The two projects will have a budget of about $55.15 million, and both bases are to be up and running by the end of April 2026

HONG KONG, January 16. /TASS/. Taiwan's military will build two new missile bases on the east coast, the island’s daily Ziyu Shibao has said.

The need for creating additional facilities for the storage and maintenance of such weapons stems from the growing production of anti-ship missiles Hsiung Feng and the expected deliveries of Harpoon missiles from the US.

One base, codenamed FXN, will emerge in the Xincheng urban district (Hualien County). As the newspaper notes, the Fuxingnan military base is on the agenda. The other similar facility - N425 - will be built in the Ji'an district of the Nanpu town. The two projects will have a budget of about $55.15 million. Both bases are to be up and running by the end of April 2026.

Last year, the Taiwanese authorities had already approved the construction of two more such facilities in Yilan County: J125 at the Jinliuze army base and YSA at the Suao naval base.
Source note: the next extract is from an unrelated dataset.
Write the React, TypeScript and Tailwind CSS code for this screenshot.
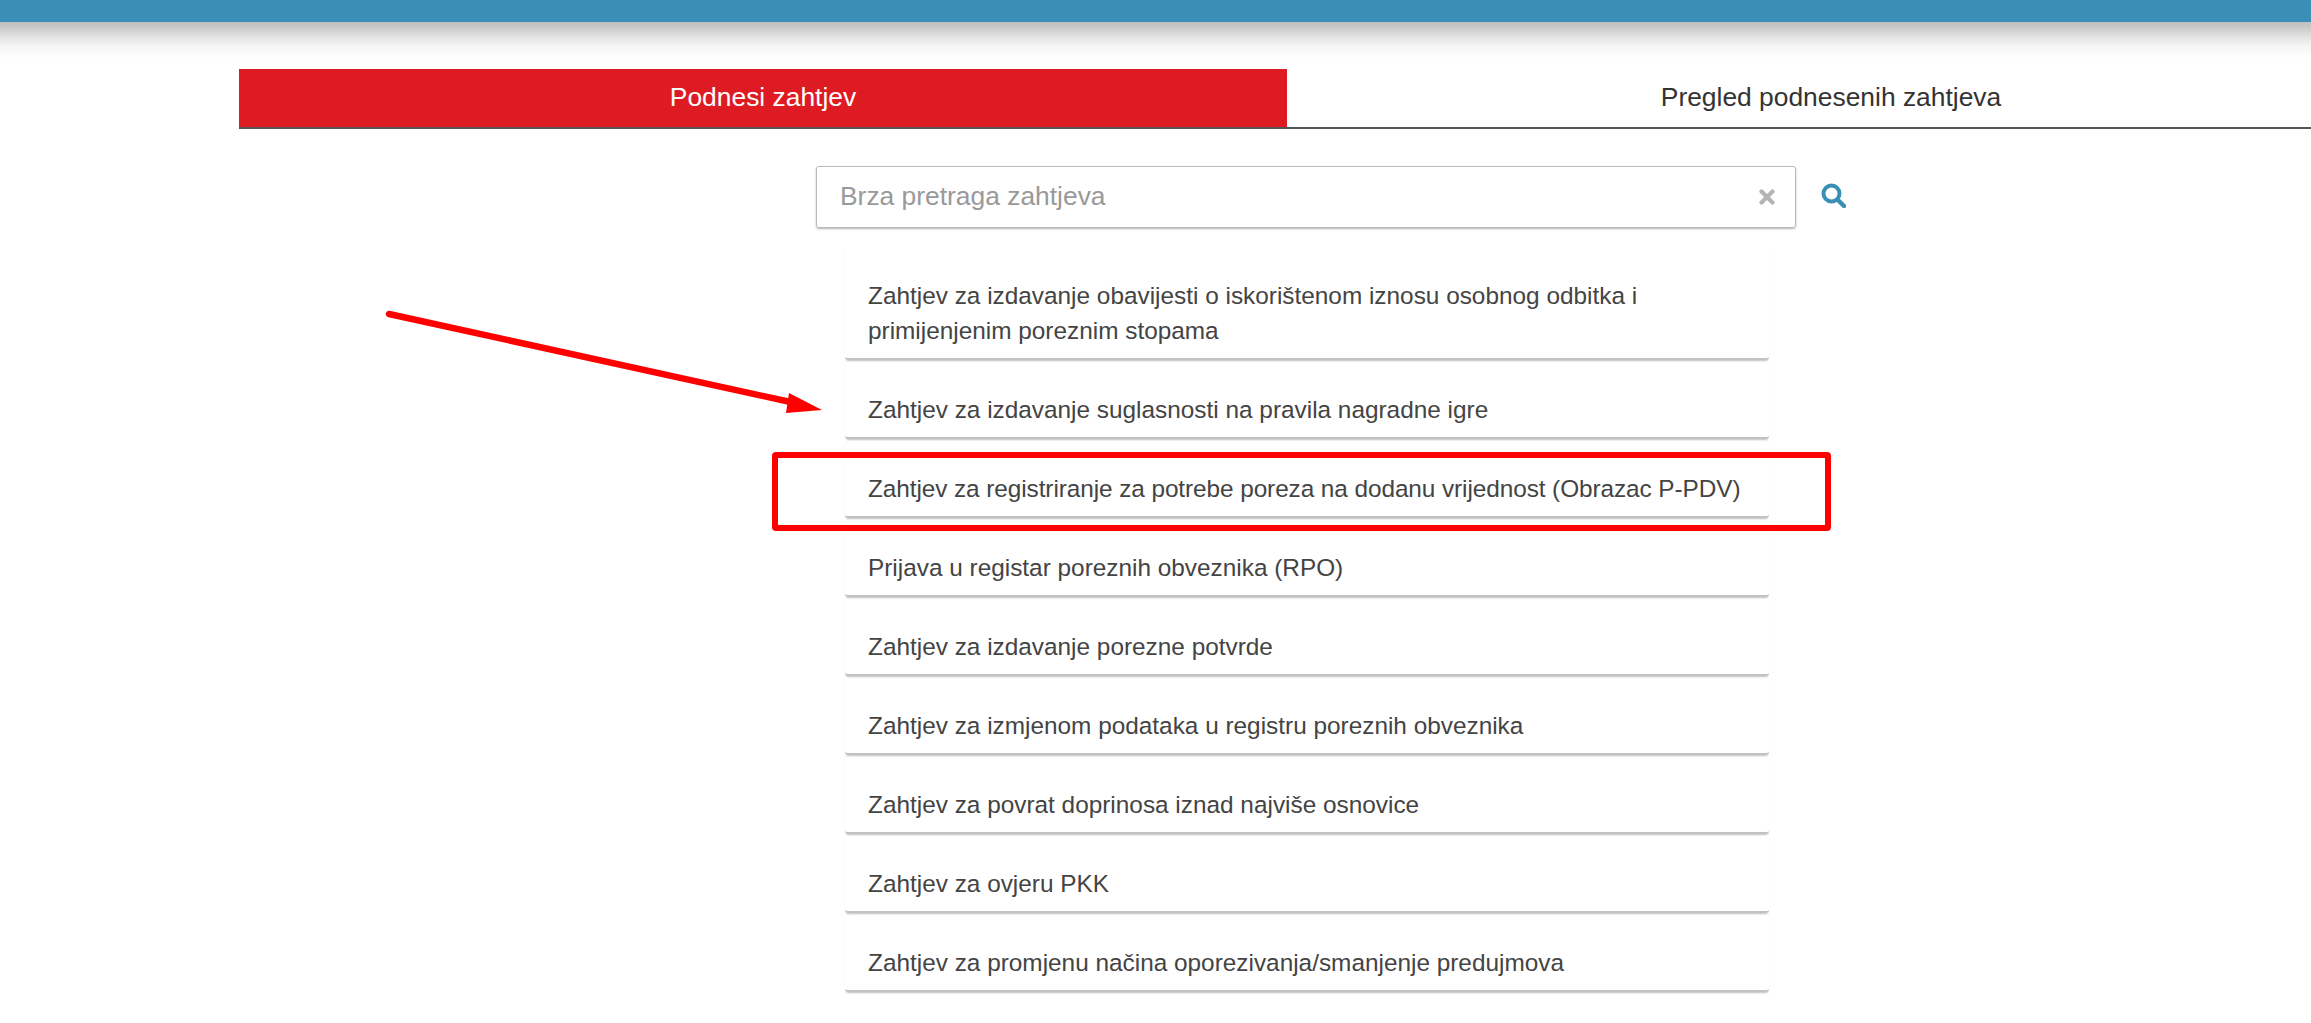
// Zahtjevi — list of request types with tabs, quick search and two red annotations on top.

const ITEMS = [
  { label: 'Zahtjev za izdavanje obavijesti o iskorištenom iznosu osobnog odbitka i primijenjenim poreznim stopama' },
  { label: 'Zahtjev za izdavanje suglasnosti na pravila nagradne igre' },
  // This row sets a touch narrower than the others in the picture.
  { label: 'Zahtjev za registriranje za potrebe poreza na dodanu vrijednost (Obrazac P-PDV)', tracking: 'tracking-[-0.08px]' },
  { label: 'Prijava u registar poreznih obveznika (RPO)' },
  { label: 'Zahtjev za izdavanje porezne potvrde' },
  { label: 'Zahtjev za izmjenom podataka u registru poreznih obveznika' },
  { label: 'Zahtjev za povrat doprinosa iznad najviše osnovice' },
  { label: 'Zahtjev za ovjeru PKK' },
  { label: 'Zahtjev za promjenu načina oporezivanja/smanjenje predujmova' },
];

function SearchIcon() {
  return (
    <svg width="25" height="25" viewBox="0 0 25 25" className="block" fill="none" stroke="#3a8fb7">
      <circle cx="10.5" cy="10.5" r="8" strokeWidth="4" />
      <path d="M16.5 16.5 L23 23" strokeWidth="4.5" strokeLinecap="round" />
    </svg>
  );
}

function ClearIcon() {
  return (
    <svg width="16" height="16" viewBox="0 0 16 16" className="block" fill="none" stroke="#b4b4b4">
      <path d="M2.5 2.5 L13.5 13.5 M13.5 2.5 L2.5 13.5" strokeWidth="4.2" strokeLinecap="round" />
    </svg>
  );
}

export default function App() {
  return (
    <div className="relative h-[1023px] overflow-hidden bg-white font-['Liberation_Sans',Arial,sans-serif]">
      {/* Bar runs past the page edges so its shadow doesn't fade at the sides */}
      <div className="-mx-[60px] h-[22px] bg-[#3a8fb7] shadow-[0_4px_30px_rgba(0,0,0,0.5)]" />

      <div className="mt-[47px] ml-[239px] flex w-[2136px] border-b-2 border-[#555]">
        <div className="flex h-[58px] w-[1048px] shrink-0 items-center justify-center bg-[#de1b22] text-[26.4px] text-white">
          Podnesi zahtjev
        </div>
        <div className="flex h-[58px] w-[1088px] shrink-0 items-center justify-center text-[26.4px] text-[#333]">
          Pregled podnesenih zahtjeva
        </div>
      </div>

      <div className="mt-[37px] ml-[816px] flex items-center">
        <div className="flex h-[62px] w-[980px] items-center justify-between rounded-[3px] border border-[#bbb] pr-[20px] pl-[23px] shadow-[0_1px_2px_rgba(0,0,0,0.3)]">
          <span className="text-[26.4px] text-[#999]">Brza pretraga zahtjeva</span>
          <ClearIcon />
        </div>
        <div className="mb-[3px] ml-[25px]">
          <SearchIcon />
        </div>
      </div>

      <ul className="mt-[18px] ml-[845px] flex w-[924px] flex-col">
        {ITEMS.map((item) => (
          <li
            key={item.label}
            className={`rounded-b-[3px] border-b-2 border-[#c2c2c2] pt-[32px] pr-[10px] pb-[10px] pl-[23px] text-[24.37px] leading-[35px] text-[#444] shadow-[0_2px_2px_-1px_rgba(0,0,0,0.25)] ${item.tracking ?? ''}`}
          >
            {item.label}
          </li>
        ))}
      </ul>

      {/* Red annotations drawn over the list */}
      <div className="absolute top-[452px] left-[772px] h-[79px] w-[1059px] rounded-[4px] border-[6px] border-[#ff0000]" />
      <svg className="absolute top-0 left-0" width="2311" height="1023" fill="none">
        <path d="M389 314 L795 403" stroke="#ff0000" strokeWidth="6.5" strokeLinecap="round" />
        <path d="M789 393 L822 410 L786 413 Z" fill="#ff0000" />
      </svg>
    </div>
  );
}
The $78.1 million project is to be finalized by December 2025. They are to be commissioned by December 2025.

According to the daily, Taiwan's military also plans to build similar anti-ship missile sites in Yunlin, Tainan, Kaohsiung, Pingtung and Taitung.

Missile armaments

Earlier, Taiwan's defense industry began mass production of subsonic anti-ship missiles HF-2 (Hsiung Feng-2) and supersonic HF-3 (Hsiung Feng-3) with a range of 148 to 200 km. In addition, the production of the enhanced HF-3 missile, capable of destroying targets at ranges of up to 400 kilometers, has been scaled up.

In 2020, the US and Taiwan signed a $2.37 billion contract on the supply of 100 coastal defense systems, including 400 land-based Harpoon anti-ship missiles and related equipment. Taiwan expects to receive the first shipments of US missiles in 2026. The deal is to be finalized by the end of 2028.

Taiwan has been governed by its own administration since 1949, when remnants of the Kuomintang forces led by Chiang Kai-shek (1887-1975) fled to the island after being defeated in the Chinese Civil War. Since then, Taiwan has retained the flag and some other attributes of the former Republic of China that existed on the mainland before the Communists rose to power. Beijing considers Taiwan as China’s province.